Further Studies on Polyhedroses of Some Lepidoptera

Abstract
1) 数種りんし目こん虫を用いて,カイコの多角体病誘発に効果のある種々の理化学的処理を行ない,多角体病の誘発を試みたが,その大部分において誘発が認められなかった。このようなカイコと野外こん虫における誘発効果に差異を生ずる原因については,潜在ウイルスの有無,潜在ウイルスの活性化の難易などが考えられる。2) カイコの細胞質多角体病ウイルスはヒマサン幼虫にも高率ではないが伝染することを明らかにした。この場合ヒマサン中腸細胞に形成された多角体は小形で不せい形を呈するが,これはカイコとヒマサンの中腸細胞中の生化学物質に相違があるためと考えられる。3) アメリカシロヒトリの核多角体には4角形と3角形のものがあるが,それぞれ別種のウイルスによって形成されると考えられる。

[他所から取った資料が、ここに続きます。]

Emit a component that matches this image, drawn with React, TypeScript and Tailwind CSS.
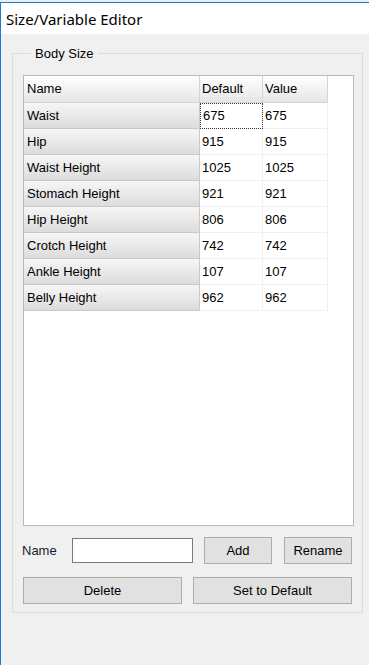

この2種多角体を同時に添食すると,供試虫のすべてが混合感染するが,3角形多角体を添食したのちに4角形多角体を添食すると,3角形多角体のみが形成された個体が多かった。これはさきに侵入したウイルスがあとから接種されたウイルスの侵入増殖を妨げるためであろう。4角形多角体添食ののちに3角形多角体を添食した場合には,このような干渉現象はほとんど認められなかった。おそらく4角形多角体ウイルスが3角形多角体ウイルスよりもvirulenceが弱く,干渉する程度が低かったためであろう。